IL RICORSO
Investì e uccise Giada: eviterà il carcere
Il legale di Flavio Jeanne ricorre in Cassazione: pena illegittima, detenzione ingiusta
La difesa di Flavio Jeanne, il “pirata della strada” che il 14 settembre del 2016 investì e uccise la 17enne varesina Giada Molinaro mentre attraversava in viale dei Mille, ci riprova con la Cassazione.
Per sollecitare, da un lato, la concessione delle attenuanti generiche a favore del venticinquenne cuoco varesino figlio di genitori originari di Mauritius, condannato in abbreviato in primo e in secondo grado a sei anni di reclusione (con l’aggiunta del cosiddetto “ergastolo della patente” e dell’interdizione perpetua dai pubblici uffici) e, dall’altro, il «difetto di motivazione» che grava sulla sentenza della quinta Corte d’Appello di Milano in ordine alla questione di costituzionalità - sollevata e rimasta inevasa - rispetto all’omicidio stradale.

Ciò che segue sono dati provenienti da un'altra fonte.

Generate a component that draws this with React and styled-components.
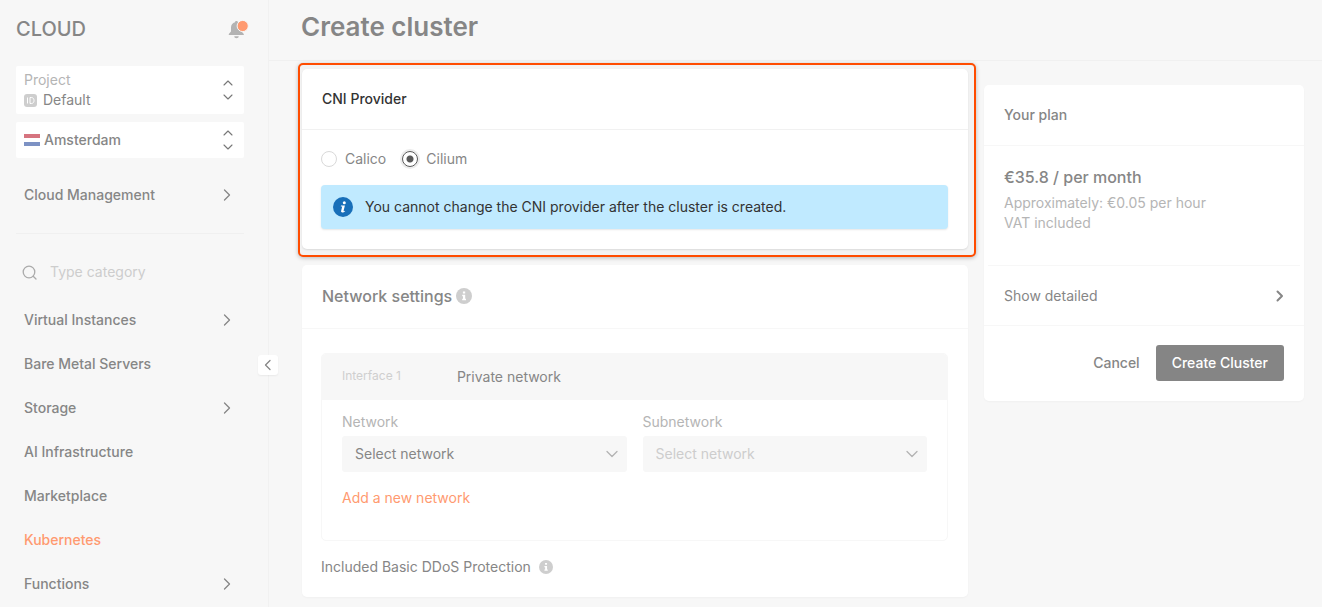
import React, { useState } from "react";
import styled, { createGlobalStyle } from "styled-components";

const GlobalStyle = createGlobalStyle`
  * {
    box-sizing: border-box;
  }
  body {
    margin: 0;
    background: #f7f7f7;
    color: #868686;
    font-family: Inter, "Liberation Sans", sans-serif;
    font-size: 14px;
    line-height: 20px;
  }
  button, input, select {
    font: inherit;
    color: inherit;
  }
  h1, h2, p {
    margin: 0;
  }
`;

const Page = styled.div`
  display: flex;
  align-items: stretch;
  min-height: 100vh;
`;

const Sidebar = styled.aside`
  position: relative;
  flex: none;
  width: 269px;
  padding: 0 24px 0 16px;
  border-right: 1px solid #f1f1f1;
`;

const Brand = styled.div`
  display: flex;
  align-items: center;
  justify-content: space-between;
  height: 58px;
  margin-bottom: 8px;
  font-size: 20px;
  font-weight: 500;
`;

const BellButton = styled.button`
  display: flex;
  padding: 0;
  margin-right: -5px;
  border: none;
  background: none;
`;

const Switcher = styled.button`
  display: flex;
  align-items: center;
  justify-content: space-between;
  width: 100%;
  height: ${props => (props.$tall ? "48px" : "36px")};
  margin-bottom: 8px;
  padding: 0 8px;
  border: none;
  border-radius: 2px;
  background: #fff;
  text-align: left;
  font-weight: ${props => (props.$tall ? 400 : 500)};
`;

const SwitcherLabel = styled.span`
  display: block;
  color: #b5b5b5;
`;

const SwitcherValue = styled.span`
  display: flex;
  align-items: center;
  gap: ${props => props.$gap || "4px"};
`;

const Nav = styled.nav`
  display: flex;
  flex-direction: column;
`;

const NavLink = styled.a`
  display: flex;
  align-items: center;
  justify-content: space-between;
  height: 44px;
  padding: 0 12px 0 8px;
  color: ${props => (props.$active ? "#ff9a70" : "#868686")};
  font-weight: 500;
  text-decoration: none;
`;

const Management = styled.div`
  padding: 7px 0 16px;
  margin-bottom: 16px;
  border-bottom: 1px solid #f0f0f0;
`;

const Search = styled.label`
  display: flex;
  align-items: center;
  gap: 13px;
  height: 44px;
  margin-bottom: 4px;
  padding-left: 6px;

  input {
    width: 100%;
    min-width: 0;
    padding: 0;
    border: none;
    outline: none;
    background: none;
  }
  svg {
    flex: none;
  }
  input::placeholder {
    color: #cdcdcd;
    opacity: 1;
  }
`;

// sits on top of the sidebar's right edge
const Collapse = styled.button`
  position: absolute;
  top: 355px;
  right: -10px;
  display: flex;
  align-items: center;
  justify-content: center;
  width: 20px;
  height: 20px;
  padding: 0;
  border: none;
  border-radius: 3px;
  background: #fff;
  box-shadow: 0 1px 2px rgba(0, 0, 0, 0.06);
`;

const Main = styled.main`
  flex: 1;
  min-width: 0;
`;

const Header = styled.header`
  height: 61px;
  padding: 11px 32px 0;
  border-bottom: 1px solid #f0f0f0;

  h1 {
    font-size: 26px;
    line-height: 32px;
    font-weight: 600;
  }
`;

const Content = styled.div`
  display: flex;
  align-items: flex-start;
  gap: 8px;
  padding: 2px 18px 10px 29px;
`;

const Column = styled.div`
  flex: 1;
  min-width: 0;
`;

const Highlight = styled.div`
  padding: 4px 6px 6px 2px;
  border: 2px solid #ff4c00;
  border-radius: 5px;
  background: #f3f3f3;
  box-shadow: 0 1px 4px rgba(0, 0, 0, 0.25);
`;

const Card = styled.section`
  border-radius: 5px;
  background: #fff;
  box-shadow: 0 1px 2px rgba(0, 0, 0, ${props => (props.$raised ? 0.1 : 0.03)});
`;

const NetworkCard = styled(Card)`
  margin: 8px 8px 0 4px;
`;

const PlanCard = styled(Card)`
  flex: none;
  width: 320px;
  margin-top: 22px;
`;

const CardHead = styled.div`
  display: flex;
  align-items: center;
  gap: 4px;
  height: ${props => (props.$large ? "64px" : "61px")};
  padding: 0 20px ${props => (props.$large ? "1px" : "0")};
  border-bottom: 1px solid ${props => (props.$strong ? "#f1f1f1" : "#f7f7f7")};

  h2 {
    color: ${props => (props.$strong ? "#333" : "#868686")};
    font-size: ${props => (props.$large ? "16px" : "14px")};
    font-weight: 500;
  }
`;

const ProviderBody = styled.div`
  padding: 19px 20px 20px 19px;
`;

const Radios = styled.div`
  display: flex;
  gap: 16px;
  margin-bottom: 16px;
`;

const Radio = styled.label`
  display: flex;
  align-items: center;
  gap: 8px;

  input {
    appearance: none;
    width: 16px;
    height: 16px;
    margin: 0;
    border: 1px solid #d9d9d9;
    border-radius: 50%;
    background: #fff;
  }
  input:checked {
    border-color: #595959;
    background: radial-gradient(circle, #595959 3px, #fff 4px);
    box-shadow: 0 0 0 2px #ececec;
  }
`;

const Notice = styled.div`
  display: flex;
  align-items: center;
  gap: 12px;
  height: 44px;
  padding: 0 12px;
  border-radius: 4px;
  background: #c0eaff;
  box-shadow: 0 1px 2px rgba(0, 0, 0, 0.1);
  color: #333;
`;

const NetworkBody = styled.div`
  padding: 24px 20px 20px 19px;
`;

const Interface = styled.div`
  overflow: hidden;
  margin-bottom: 16px;
  border: 1px solid #f7f7f7;
  border-radius: 5px;
`;

const InterfaceHead = styled.div`
  display: flex;
  align-items: center;
  gap: 56px;
  height: 46px;
  padding: 0 20px;
  background: #f7f7f7;

  small {
    color: #cfcfcf;
    font-size: 12px;
    line-height: 16px;
    padding-bottom: 2px;
  }
`;

const Fields = styled.div`
  display: grid;
  grid-template-columns: 1fr 1fr;
  gap: 16px;
  padding: 12px 20px 16px;
`;

const Field = styled.label`
  display: block;
  color: #b5b5b5;
`;

const SelectBox = styled.span`
  display: flex;
  align-items: center;
  margin-top: 4px;
  border-radius: 3px;
  background: #f7f7f7;
  color: #b3b3b3;

  select {
    appearance: none;
    flex: 1;
    height: 36px;
    margin-right: -24px;
    padding: 0 24px 0 13px;
    border: none;
    background: none;
    color: #868686;
  }
  select:disabled {
    color: #cdcdcd;
    opacity: 1;
  }
  svg {
    margin-right: 8px;
    pointer-events: none;
  }
`;

const AddLink = styled.a`
  display: inline-block;
  margin: 0 20px 32px;
  color: #ff9a70;
  text-decoration: none;
`;

const Protection = styled.p`
  display: flex;
  align-items: center;
  gap: 8px;
`;

const Price = styled.div`
  height: 119px;
  padding: 20px 20px 0;
  color: #b5b5b5;

  strong {
    display: block;
    margin-bottom: 5px;
    color: #868686;
    font-size: 16px;
    line-height: 22px;
    font-weight: 500;
  }
`;

const Details = styled.button`
  display: flex;
  align-items: center;
  justify-content: space-between;
  width: calc(100% - 8px);
  height: 60px;
  margin: 0 4px;
  padding: 0 16px;
  border: none;
  border-top: 1px solid #f7f7f7;
  background: none;
`;

const Actions = styled.div`
  display: flex;
  justify-content: flex-end;
  padding: 19px 20px 20px;
  border-top: 1px solid #f7f7f7;
`;

const Button = styled.button`
  height: 36px;
  padding: 0 16px;
  border: none;
  border-radius: 3px;
  background: ${props => (props.$primary ? "#858585" : "none")};
  color: ${props => (props.$primary ? "#fff" : "#868686")};
  font-weight: 500;
`;

const Stroke = ({ d, width, height, weight = 1.3, color = "currentColor" }) => (
  <svg width={width} height={height} viewBox={`0 0 ${width} ${height}`} fill="none" aria-hidden="true">
    <path d={d} stroke={color} strokeWidth={weight} strokeLinecap="round" strokeLinejoin="round" />
  </svg>
);

const ChevronRight = () => <Stroke width={10} height={14} d="M2.5 2 7.5 7l-5 5" />;

const UpDown = () => (
  <Stroke width={16} height={24} color="#777" weight={1.1} d="M4 7 8 3l4 4M4 17l4 4 4-4" />
);

const ChevronDown = () => <Stroke width={14} height={10} d="M2 2.5 7 7.5l5-5" />;

const Bell = () => (
  <svg width="22" height="22" viewBox="0 0 22 22" aria-hidden="true">
    <path
      d="M9.5 3c.8 0 1.300.5 1.300 1.200 2.500.7 3.800 2.600 3.800 5.200v4l2.200 2.600v1H1.800v-1l2.200-2.600v-4c0-2.600 1.400-4.500 4-5.200C8 3.500 8.700 3 9.500 3z"
      fill="#b3b3b3"
    />
    <path d="M7.200 18.300h4.600a2.300 2 0 0 1-4.600 0z" fill="#b3b3b3" />
    <circle cx="15.700" cy="8" r="5.600" fill="#ff9a70" stroke="#f7f7f7" />
  </svg>
);

const InfoIcon = ({ size }) => (
  <svg width={size} height={size} viewBox="0 0 16 16" aria-hidden="true">
    <circle cx="8" cy="8" r="8" fill="#cecece" />
    <path d="M6.900 3.500h2.300v2H6.900zM6.200 6.800h3v4h.8v1.500H6.200v-1.500H7V8.200h-.8z" fill="#fff" />
  </svg>
);

const NoticeIcon = () => (
  <svg width="20" height="20" viewBox="0 0 20 20" aria-hidden="true">
    <circle cx="10" cy="10" r="10" fill="#186fb9" />
    <circle cx="11.300" cy="5.700" r="1.500" fill="#fff" />
    <path d="M8 8.400h3.900l-1.300 5.400c-.1.500.3.600 1.300-.1l.3.500c-1.500 1.500-4.500 2-4.100-.1l1.100-4.600H7.800z" fill="#fff" />
  </svg>
);

const IdIcon = () => (
  <svg width="13" height="13" viewBox="0 0 13 13" fill="none" aria-hidden="true">
    <rect width="13" height="13" rx="3" fill="#cecece" />
    <path d="M3.500 3.500v6M6 3.500h1.300c1.700 0 2.700 1.200 2.700 3s-1 3-2.700 3H6z" stroke="#fff" />
  </svg>
);

const Flag = () => (
  <svg width="16" height="12" viewBox="0 0 16 12" aria-hidden="true">
    <path d="M0 0h16v4H0z" fill="#d6747f" />
    <path d="M0 4h16v4H0z" fill="#fff" />
    <path d="M0 8h16v4H0z" fill="#7d92c4" />
  </svg>
);

const SearchIcon = () => (
  <svg width="15" height="15" viewBox="0 0 15 15" fill="none" aria-hidden="true">
    <circle cx="7" cy="7" r="5.800" stroke="#ababab" strokeWidth="1.300" />
    <path d="m11.200 11.200 2.800 2.800" stroke="#ababab" strokeWidth="1.300" strokeLinecap="round" />
  </svg>
);

const categories = [
  { name: "Virtual Instances", nested: true },
  { name: "Bare Metal Servers" },
  { name: "Storage", nested: true },
  { name: "AI Infrastructure" },
  { name: "Marketplace" },
  { name: "Kubernetes", active: true },
  { name: "Functions", nested: true }
];

const providers = ["Calico", "Cilium"];

const App = () => {
  const [provider, setProvider] = useState("Cilium");
  const [query, setQuery] = useState("");

  const visible = categories.filter(({ name }) =>
    name.toLowerCase().includes(query.toLowerCase())
  );

  return (
    <>
      <GlobalStyle />
      <Page>
        <Sidebar>
          <Brand>
            CLOUD
            <BellButton type="button" aria-label="Notifications">
              <Bell />
            </BellButton>
          </Brand>
          <Switcher type="button" $tall>
            <span>
              <SwitcherLabel>Project</SwitcherLabel>
              <SwitcherValue $gap="6px">
                <IdIcon />
                Default
              </SwitcherValue>
            </span>
            <UpDown />
          </Switcher>
          <Switcher type="button">
            <SwitcherValue>
              <Flag />
              Amsterdam
            </SwitcherValue>
            <UpDown />
          </Switcher>
          <Management>
            <NavLink href="#management">
              Cloud Management
              <ChevronRight />
            </NavLink>
          </Management>
          <Search>
            <SearchIcon />
            <input
              type="text"
              placeholder="Type category"
              aria-label="Type category"
              value={query}
              onChange={e => setQuery(e.target.value)}
            />
          </Search>
          <Nav>
            {visible.map(({ name, nested, active }) => (
              <NavLink key={name} href="#category" $active={active}>
                {name}
                {nested && <ChevronRight />}
              </NavLink>
            ))}
          </Nav>
          <Collapse type="button" aria-label="Collapse menu">
            <Stroke width={10} height={14} d="M7 2.5 2.5 7 7 11.5" />
          </Collapse>
        </Sidebar>
        <Main>
          <Header>
            <h1>Create cluster</h1>
          </Header>
          <Content>
            <Column>
              <Highlight>
                <Card $raised>
                  <CardHead $strong>
                    <h2>CNI Provider</h2>
                  </CardHead>
                  <ProviderBody>
                    <Radios>
                      {providers.map(name => (
                        <Radio key={name}>
                          <input
                            type="radio"
                            name="provider"
                            checked={provider === name}
                            onChange={() => setProvider(name)}
                          />
                          {name}
                        </Radio>
                      ))}
                    </Radios>
                    <Notice>
                      <NoticeIcon />
                      You cannot change the CNI provider after the cluster is created.
                    </Notice>
                  </ProviderBody>
                </Card>
              </Highlight>
              <NetworkCard>
                <CardHead $large>
                  <h2>Network settings</h2>
                  <InfoIcon size={16} />
                </CardHead>
                <NetworkBody>
                  <Interface>
                    <InterfaceHead>
                      <small>Interface 1</small>
                      <span>Private network</span>
                    </InterfaceHead>
                    <Fields>
                      <Field>
                        Network
                        <SelectBox>
                          <select>
                            <option>Select network</option>
                          </select>
                          <ChevronDown />
                        </SelectBox>
                      </Field>
                      <Field>
                        Subnetwork
                        <SelectBox>
                          <select disabled>
                            <option>Select network</option>
                          </select>
                          <ChevronDown />
                        </SelectBox>
                      </Field>
                    </Fields>
                    <AddLink href="#new-network">Add a new network</AddLink>
                  </Interface>
                  <Protection>
                    Included Basic DDoS Protection
                    <InfoIcon size={14} />
                  </Protection>
                </NetworkBody>
              </NetworkCard>
            </Column>
            <PlanCard>
              <CardHead>
                <h2>Your plan</h2>
              </CardHead>
              <Price>
                <strong>€35.8 / per month</strong>
                <p>Approximately: €0.05 per hour</p>
                <p>VAT included</p>
              </Price>
              <Details type="button">
                Show detailed
                <Stroke width={9} height={14} weight={2} d="M2.5 2.5 7 7l-4.500 4.500" />
              </Details>
              <Actions>
                <Button type="button">Cancel</Button>
                <Button type="button" $primary>
                  Create Cluster
                </Button>
              </Actions>
            </PlanCard>
          </Content>
        </Main>
      </Page>
    </>
  );
};

export default App;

La norma in questione, a parere del legale dell’imputato - da quasi un anno e sette mesi agli arresti domiciliari - avrebbe introdotto un trattamento sanzionatorio ingiusto e irragionevole in relazione, soprattutto, ad altre fattispecie analoghe o anche in ipotesi di reati dolosi percepiti peraltro dalla collettività con connotati di grave disvalore sociale (rapina, violenza sessuale, estorsione, prostituzione minorile).
La linea difensiva dell’avvocato Alberto Talamone (la collega, avvocato Cinzia Martinoni, ha nel frattempo dismesso il mandato) non introduce particolari elementi di novità di fronte alla Cassazione e si ripropone «di ridurre la pena sulla base di un principio di proporzionalità» e di considerare «il grado di colpa non elevato dell’imputato», che investì sulle strisce - «senza per altro andare a velocità elevata» - la sfortunata Giada, quando però «quest’ultima stava attraversando senza guardare perché distratta dal telefonino».
Di più, per quel che concerne l’ipotesi della concessione delle generiche, se è vero che Flavio Jeanne «non prestò soccorso e scappò perché temeva il linciaggio, in quanto scuro di pelle», è altrettanto vero che «confessò tutto, ancora prima che arrivasse il suo legale», una volta messo di fronte all’evidenza dei fatti dai carabinieri, e ha inoltre risarcito le parti civili (che hanno ritirato la propria costituzione).
L’udienza in Cassazione, originariamente prevista per fine marzo, è saltata per malattia del difensore, che ha chiesto e ottenuto un rinvio (ma l’udienza non è stata fissata).
Un rinvio provvidenziale per l’imputato che, anche con sentenza passata in giudicato, non dovrebbe più ritornare in carcere perché la pena residua sarebbe ormai inferiore ai quattro anni.
Fatto questo che, con il nuovo ordinamento penitenziario, potrebbe permettergli di accedere alle misure alternative alla detenzione come l’affidamento in prova ai servizi sociali.